• Supplied information:
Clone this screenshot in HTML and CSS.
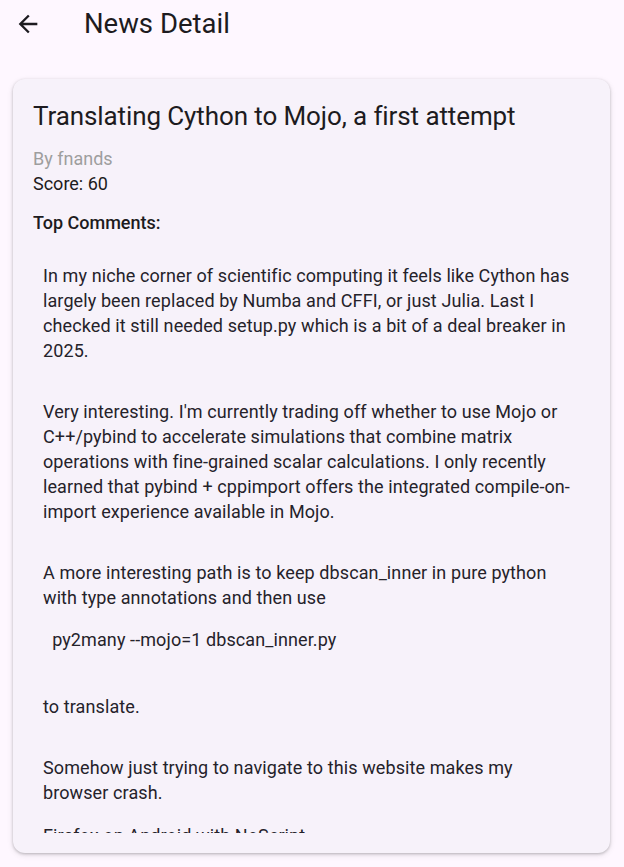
FILE: index.html
```html
<!DOCTYPE html>
<html>
<head>
<meta charset="utf-8">
<link rel="stylesheet" href="styles.css">
</head>
<body>
<div class="appbar">
  <svg class="back" width="28" height="28" viewBox="0 0 24 24"><path d="M20 11H7.83l5.59-5.59L12 4l-8 8 8 8 1.41-1.41L7.83 13H20v-2z" fill="#1d1b20"/></svg>
  <div class="title">News Detail</div>
</div>
<div class="page">
  <div class="card">
    <div class="scroll">
      <div class="headline">Translating Cython to Mojo, a first attempt</div>
      <div class="by">By fnands</div>
      <div class="score">Score: 60</div>
      <div class="top">Top Comments:</div>
      <div class="comment first">
        <p>In my niche corner of scientific computing it feels like Cython has<br>largely been replaced by Numba and CFFI, or just Julia. Last I<br>checked it still needed setup.py which is a bit of a deal breaker in<br>2025.</p>
      </div>
      <div class="comment">
        <p>Very interesting. I'm currently trading off whether to use Mojo or<br>C++/pybind to accelerate simulations that combine matrix<br>operations with fine-grained scalar calculations. I only recently<br>learned that pybind + cppimport offers the integrated compile-on-<br>import experience available in Mojo.</p>
      </div>
      <div class="comment">
        <p>A more interesting path is to keep dbscan_inner in pure python<br>with type annotations and then use</p>
        <pre class="code">  py2many --mojo=1 dbscan_inner.py</pre>
        <p class="after-code">to translate.</p>
      </div>
      <div class="comment">
        <p>Somehow just trying to navigate to this website makes my<br>browser crash.</p>
        <p class="next">Firefox on Android with NoScript</p>
      </div>
    </div>
  </div>
</div>
</body>
</html>
```

FILE: styles.css
```css
html, body {
  margin: 0;
  padding: 0;
}
body {
  background: #fef7ff;
  font-family: Roboto, "Noto Sans", sans-serif;
  color: #1d1b20;
  width: 624px;
  height: 867px;
  overflow: hidden;
}
.appbar {
  height: 48px;
  display: flex;
  align-items: center;
}
.back {
  margin-left: 14px;
  flex: none;
}
.title {
  margin-left: 42px;
  font-size: 27.5px;
  line-height: 32px;
  color: #1d1b20;
}
.page {
  padding: 31px 14px 14px 13px;
}
.card {
  background: #f7f2fa;
  border-radius: 12px;
  box-shadow: 0 1px 3px rgba(0,0,0,0.22), 0 2px 6px rgba(0,0,0,0.10);
  padding: 20px;
  height: 734px;
}
.scroll {
  height: 734px;
  overflow: hidden;
}
.headline {
  font-size: 26px;
  line-height: 34px;
  font-weight: 400;
  letter-spacing: -0.1px;
}
.by {
  margin-top: 12.5px;
  font-size: 18px;
  line-height: 25px;
  color: #9e9e9e;
}
.score {
  font-size: 18px;
  line-height: 25px;
}
.top {
  margin-top: 14px;
  font-size: 18px;
  line-height: 25px;
  font-weight: 500;
}
.comment {
  padding: 0 10px;
  margin-top: 36px;
  font-size: 18px;
  line-height: 25px;
  color: #25222a;
  letter-spacing: 0.1px;
}
.comment.first {
  margin-top: 28px;
}
.comment p {
  margin: 0;
  white-space: nowrap;
}
.code {
  margin: 17px 0 0 0;
  font-family: Roboto, "Noto Sans", sans-serif;
  font-size: 18px;
  line-height: 25px;
  white-space: pre;
}
.comment p.after-code {
  margin-top: 42px;
}
.comment p.next {
  margin-top: 18px;
}
```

• Goal: Using the listing above, state the number of lines that hold "this", with no other text.

• Final result: 2